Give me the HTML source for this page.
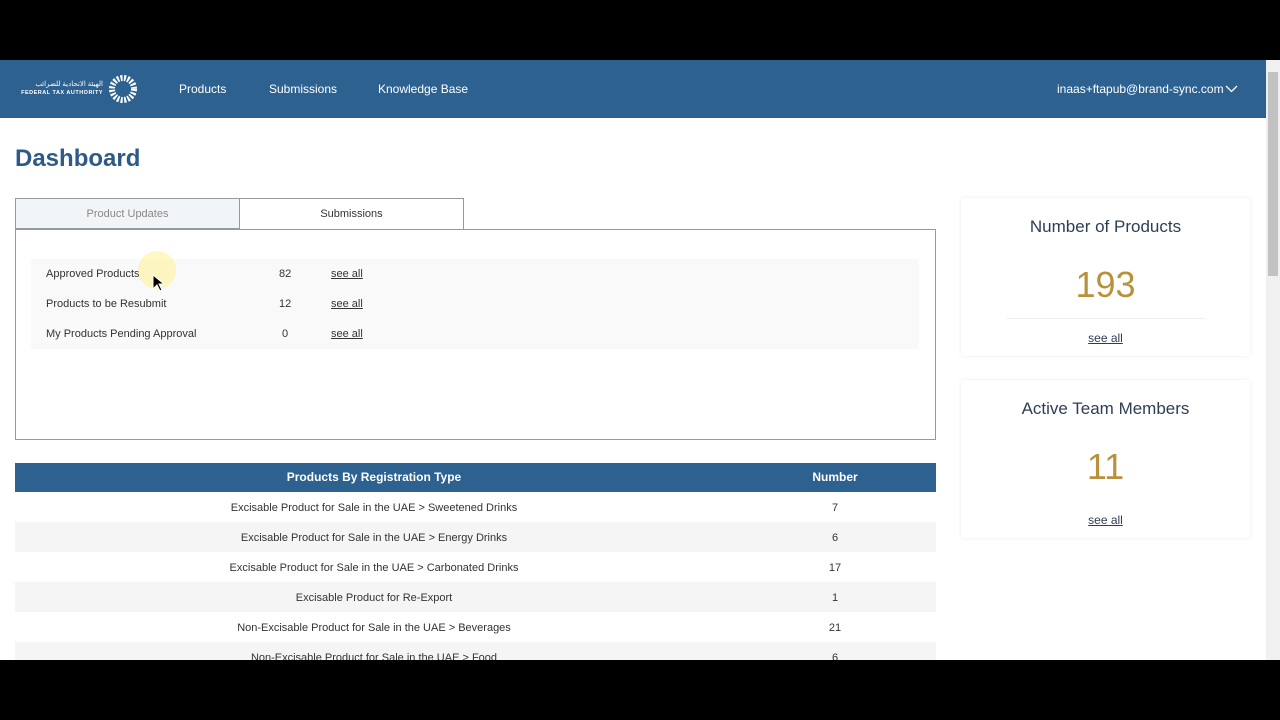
<!DOCTYPE html>
<html><head><style>
*{margin:0;padding:0;box-sizing:border-box}
body{width:1280px;height:720px;background:#000;font-family:"Liberation Sans",sans-serif;position:relative;overflow:hidden}
.page{position:absolute;top:60px;left:0;width:1280px;height:600px;background:#fff;overflow:hidden}
.hdr{position:absolute;top:0;left:0;width:1266px;height:58px;background:#2d6190;color:#fff;font-size:12px}
.hdr span{position:absolute;top:22px}
.sb{position:absolute;right:0;top:0;width:14px;height:600px;background:#f0f0f0}
.sb div{position:absolute;left:2px;top:12px;width:10px;height:204px;background:#c2c2c2}
h1{position:absolute;left:15px;top:85px;font-size:24px;color:#2d5a86;font-weight:bold}
.tab{position:absolute;top:138px;height:31px;border:1px solid #999;font-size:11px;text-align:center;line-height:30px}
.panel{position:absolute;left:15px;top:169px;width:921px;height:211px;border:1px solid #999}
.row{position:absolute;left:31px;width:888px;height:30px;font-size:11px;color:#333;line-height:30px}
.row span{position:absolute}
.row a{position:absolute;left:300px;color:#333;text-decoration:underline}
.th{position:absolute;left:15px;top:403px;width:921px;height:29px;background:#2d6190;color:#fff;font-weight:bold;font-size:12px;line-height:29px}
.tr{position:absolute;left:15px;width:921px;height:30px;font-size:11px;color:#333;line-height:30px}
.card{position:absolute;left:961px;width:289px;height:158px;background:#fff;box-shadow:0 0 4px rgba(0,0,0,.08);text-align:center}
.card .t{margin-top:19px;font-size:17px;color:#2d3e55}
.card .n{margin-top:27px;font-size:36px;color:#b8913a}
.card hr{border:0;border-top:1px solid #eee;width:198px;margin:12px auto 10px}
.card a{font-size:12px;color:#2d3e55;text-decoration:underline}
</style></head><body>
<div class="page">
<div class="hdr">
<svg style="position:absolute;left:108px;top:14px" width="30" height="30" viewBox="0 0 30 30"><circle cx="15" cy="15" r="11" fill="none" stroke="#fff" stroke-width="6" stroke-dasharray="2 1.5"/><circle cx="15" cy="15" r="6" fill="#2d6190"/></svg>
<div style="position:absolute;left:15px;top:21px;font-size:7px;line-height:8px;color:#fff;text-align:right;width:88px">الهيئة الاتحادية للضرائب<br><b style="font-size:5.5px;letter-spacing:.5px">FEDERAL TAX AUTHORITY</b></div>
<span style="left:179px">Products</span><span style="left:269px">Submissions</span><span style="left:378px">Knowledge Base</span>
<span style="left:1057px">inaas+ftapub@brand-sync.com</span>
<svg style="position:absolute;left:1225px;top:25px" width="13" height="8"><path d="M1 1l5.5 5.5L12 1" fill="none" stroke="#fff" stroke-width="1.3"/></svg>
</div>
<div class="sb"><div></div></div>
<h1>Dashboard</h1>
<div class="tab" style="left:15px;width:225px;background:#f2f5f8;color:#888">Product Updates</div>
<div class="tab" style="left:239px;width:225px;background:#fff;color:#333;border-bottom-color:#fff;height:32px">Submissions</div>
<div class="panel"></div>
<div class="row" style="top:199px;background:#f9f9f9"><span style="left:15px">Approved Products</span><span style="left:248px">82</span><a>see all</a></div>
<div class="row" style="top:229px;background:#f9f9f9"><span style="left:15px">Products to be Resubmit</span><span style="left:248px">12</span><a>see all</a></div>
<div class="row" style="top:259px;background:#f9f9f9"><span style="left:15px">My Products Pending Approval</span><span style="left:251px">0</span><a>see all</a></div>
<div style="position:absolute;left:138px;top:191px;width:38px;height:38px;border-radius:50%;background:rgba(255,240,120,.45)"></div>
<svg style="position:absolute;left:152px;top:214px" width="12" height="18"><path d="M1 1v14l4-4 3 6 2-1-3-6h5z" fill="#000" stroke="#fff"/></svg>
<div class="th"><span style="position:absolute;left:0;width:718px;text-align:center">Products By Registration Type</span><span style="position:absolute;left:770px;width:100px;text-align:center">Number</span></div>
<div class="tr" style="top:432px"><span style="position:absolute;width:718px;text-align:center;top:1px">Excisable Product for Sale in the UAE &gt; Sweetened Drinks</span><span style="position:absolute;left:770px;width:100px;text-align:center;top:1px">7</span></div>
<div class="tr" style="top:462px;background:#f5f5f5"><span style="position:absolute;width:718px;text-align:center;top:1px">Excisable Product for Sale in the UAE &gt; Energy Drinks</span><span style="position:absolute;left:770px;width:100px;text-align:center;top:1px">6</span></div>
<div class="tr" style="top:492px"><span style="position:absolute;width:718px;text-align:center;top:1px">Excisable Product for Sale in the UAE &gt; Carbonated Drinks</span><span style="position:absolute;left:770px;width:100px;text-align:center;top:1px">17</span></div>
<div class="tr" style="top:522px;background:#f5f5f5"><span style="position:absolute;width:718px;text-align:center;top:1px">Excisable Product for Re-Export</span><span style="position:absolute;left:770px;width:100px;text-align:center;top:1px">1</span></div>
<div class="tr" style="top:552px"><span style="position:absolute;width:718px;text-align:center;top:1px">Non-Excisable Product for Sale in the UAE &gt; Beverages</span><span style="position:absolute;left:770px;width:100px;text-align:center;top:1px">21</span></div>
<div class="tr" style="top:582px;background:#f5f5f5"><span style="position:absolute;width:718px;text-align:center;top:1px">Non-Excisable Product for Sale in the UAE &gt; Food</span><span style="position:absolute;left:770px;width:100px;text-align:center;top:1px">6</span></div>
<div class="card" style="top:138px"><div class="t">Number of Products</div><div class="n">193</div><hr><a>see all</a></div>
<div class="card" style="top:320px"><div class="t">Active Team Members</div><div class="n">11</div><hr style="visibility:hidden"><a>see all</a></div>
</div>
</body></html>
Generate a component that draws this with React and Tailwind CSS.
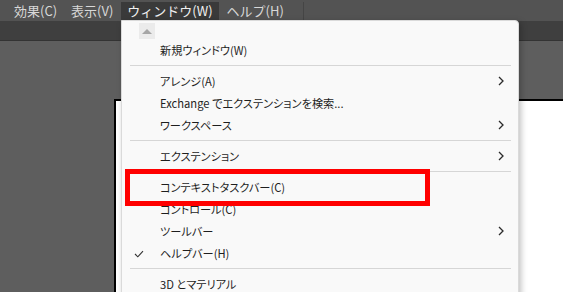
import React from 'react';

const font = { fontFamily: '"Noto Sans CJK JP", "Noto Sans", sans-serif' };

const menuBar = ['効果(C)', '表示(V)', 'ウィンドウ(W)', 'ヘルプ(H)'];

const groups = [
    [{ label: '新規ウィンドウ(W)' }],
    [
        { label: 'アレンジ(A)', sub: true },
        { label: 'Exchange でエクステンションを検索...' },
        { label: 'ワークスペース', sub: true },
    ],
    [{ label: 'エクステンション', sub: true }],
    [
        { label: 'コンテキストタスクバー(C)' },
        { label: 'コントロール(C)' },
        { label: 'ツールバー', sub: true },
        { label: 'ヘルプバー(H)', checked: true },
    ],
    [{ label: '3D とマテリアル' }],
];

const Chevron = () => (
    <svg width="6" height="10" viewBox="0 0 6 10" fill="none">
        <path d="M1 1L5 5L1 9" stroke="#2b2b2b" strokeWidth="1.3" />
    </svg>
);

const Check = () => (
    <svg width="10" height="8" viewBox="0 0 10 8" fill="none">
        <path d="M1 4L3.8 6.8L9 1.2" stroke="#333" strokeWidth="1.1" />
    </svg>
);

const MenuItem = ({ item }) => (
    <div className="relative flex h-[22px] items-center pl-[38px] pr-[14px] text-[11.2px] text-[#1e1e1e] [font-feature-settings:'palt']">
        {item.checked && (
            <span className="absolute left-[12px] top-[8px]">
                <Check />
            </span>
        )}
        <span className="flex-1 whitespace-nowrap">{item.label}</span>
        {item.sub && <Chevron />}
    </div>
);

const App = () => {
    return (
        <div className="relative h-[292px] w-[563px] overflow-hidden bg-[#5e5e5e]" style={font}>
            {/* menu bar */}
            <div className="flex h-[21px] items-center bg-[#535353] pl-[8px] text-[13px] text-[#d8d8d8]">
                {menuBar.map((m, i) => (
                    <div
                        key={m}
                        className={`flex h-[18px] items-center px-[6px] mr-[2px] ${i === 2 ? 'bg-[#3a3a3a] text-[#f0f0f0]' : ''}`}
                    >
                        {m}
                    </div>
                ))}
                <div className="ml-[11px] h-[18px] w-px bg-[#454545]" />
            </div>

            {/* control band */}
            <div className="h-[20px] border-b border-[#333333] bg-[#3f3f3f]" />

            {/* work area */}
            <div className="pl-[114px] pt-[58px]">
                <div className="h-[200px] border-l-2 border-t-2 border-black bg-white" />
            </div>

            {/* dropdown */}
            <div className="absolute left-[121px] top-[20px] w-[398px] h-[290px] rounded-tr-[4px] border border-[#dadada] bg-[#f9f9f9] shadow-[2px_2px_6px_rgba(0,0,0,0.25)]">
                <div className="pl-[17px] pt-[2px]">
                    <div className="flex h-[16px] w-[16px] items-center justify-center bg-[#ebebeb]">
                        <div className="h-0 w-0 border-x-[5px] border-b-[5px] border-x-transparent border-b-[#a6a6a6]" />
                    </div>
                </div>
                {groups.map((g, gi) => (
                    <div key={gi}>
                        {gi > 0 && (
                            <div className="py-[4px] pl-[8px] pr-[7px]">
                                <div className="h-px bg-[#d6d6d6]" />
                            </div>
                        )}
                        {g.map((item) => (
                            <MenuItem key={item.label} item={item} />
                        ))}
                    </div>
                ))}
            </div>

            {/* highlight box */}
            <div className="absolute left-[125px] top-[169px] h-[37px] w-[305px] border-[5px] border-[#ff0000]" />
        </div>
    );
};

export default App;
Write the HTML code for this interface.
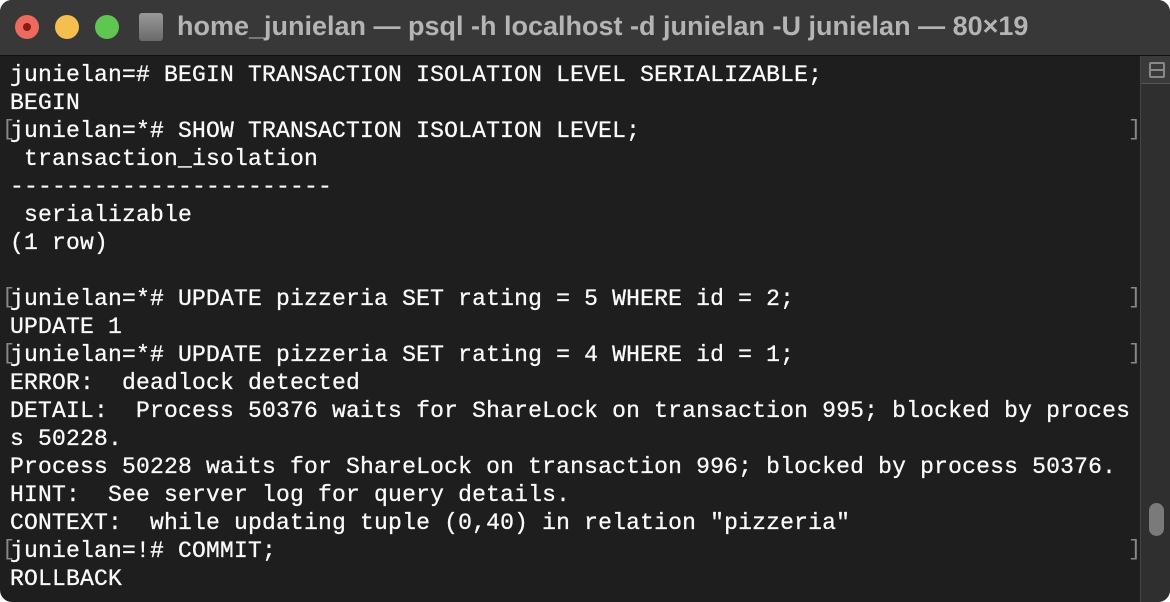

━━━━━━━━

▶ Written exercise: Repeat exactly, and only, the lines between the line holding "Generate a component" and the line holding "const menuBar = ['効果(C)', '表示(V)', 'ウィンドウ(W)', 'ヘルプ(H)'];", inclusive, leaving pictures out.

▶ Response to the exercise:
Generate a component that draws this with React and Tailwind CSS.
import React from 'react';

const font = { fontFamily: '"Noto Sans CJK JP", "Noto Sans", sans-serif' };

const menuBar = ['効果(C)', '表示(V)', 'ウィンドウ(W)', 'ヘルプ(H)'];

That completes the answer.